* start Data provided *

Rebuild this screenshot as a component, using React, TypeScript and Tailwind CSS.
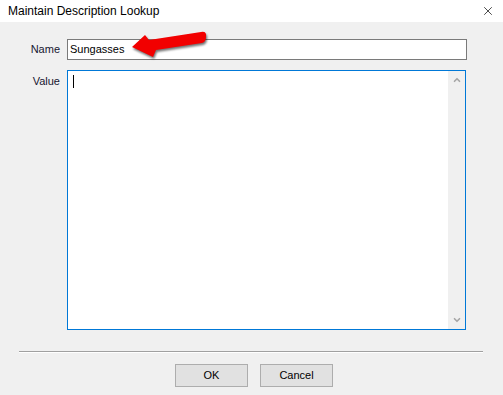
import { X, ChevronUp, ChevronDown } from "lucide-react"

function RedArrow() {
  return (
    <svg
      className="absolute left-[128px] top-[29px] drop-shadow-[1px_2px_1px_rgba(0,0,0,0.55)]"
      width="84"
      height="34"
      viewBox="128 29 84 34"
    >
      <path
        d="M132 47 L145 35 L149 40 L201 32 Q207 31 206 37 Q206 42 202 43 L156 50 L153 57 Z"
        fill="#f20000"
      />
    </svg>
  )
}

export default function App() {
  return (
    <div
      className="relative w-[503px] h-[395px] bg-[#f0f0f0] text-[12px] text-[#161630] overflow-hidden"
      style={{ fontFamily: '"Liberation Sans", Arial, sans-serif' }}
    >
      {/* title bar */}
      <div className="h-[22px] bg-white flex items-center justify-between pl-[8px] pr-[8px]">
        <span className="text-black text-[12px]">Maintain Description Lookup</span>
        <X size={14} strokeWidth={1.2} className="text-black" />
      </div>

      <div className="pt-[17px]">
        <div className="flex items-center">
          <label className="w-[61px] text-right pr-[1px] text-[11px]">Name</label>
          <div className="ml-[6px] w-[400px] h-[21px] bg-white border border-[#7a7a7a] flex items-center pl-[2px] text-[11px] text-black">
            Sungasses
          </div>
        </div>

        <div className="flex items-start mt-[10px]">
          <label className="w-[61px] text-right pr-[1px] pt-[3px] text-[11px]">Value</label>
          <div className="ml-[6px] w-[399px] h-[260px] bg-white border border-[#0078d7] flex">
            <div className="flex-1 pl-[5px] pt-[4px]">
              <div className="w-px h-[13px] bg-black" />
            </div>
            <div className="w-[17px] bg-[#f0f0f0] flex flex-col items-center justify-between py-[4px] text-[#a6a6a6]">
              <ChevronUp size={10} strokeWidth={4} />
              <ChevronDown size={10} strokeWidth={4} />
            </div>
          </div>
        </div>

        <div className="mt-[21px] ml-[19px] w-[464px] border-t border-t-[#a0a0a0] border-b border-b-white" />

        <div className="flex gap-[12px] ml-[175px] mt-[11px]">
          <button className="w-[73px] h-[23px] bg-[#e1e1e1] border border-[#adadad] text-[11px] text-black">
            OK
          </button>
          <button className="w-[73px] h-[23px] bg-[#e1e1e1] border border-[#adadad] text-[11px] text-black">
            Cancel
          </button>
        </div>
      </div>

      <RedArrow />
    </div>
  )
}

* end Data provided *
* start Data provided *

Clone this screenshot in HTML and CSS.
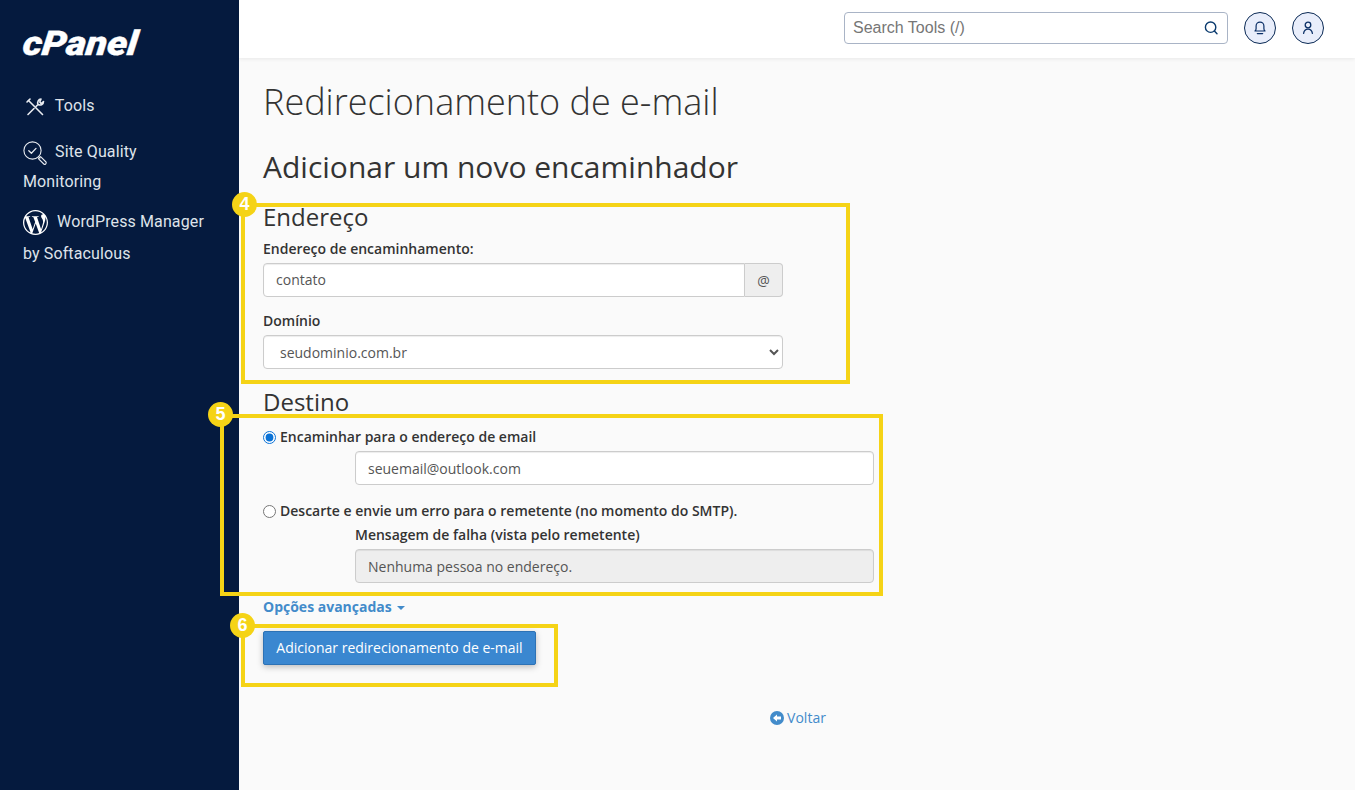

* end Data provided *

Given problem - The first line to copy holds "Rebuild this screenshot", and the last holds "X, ChevronUp, ChevronDown". Copy them and the lines between exactly, leaving out pictures.

Solution to the problem -
Rebuild this screenshot as a component, using React, TypeScript and Tailwind CSS.
import { X, ChevronUp, ChevronDown } from "lucide-react"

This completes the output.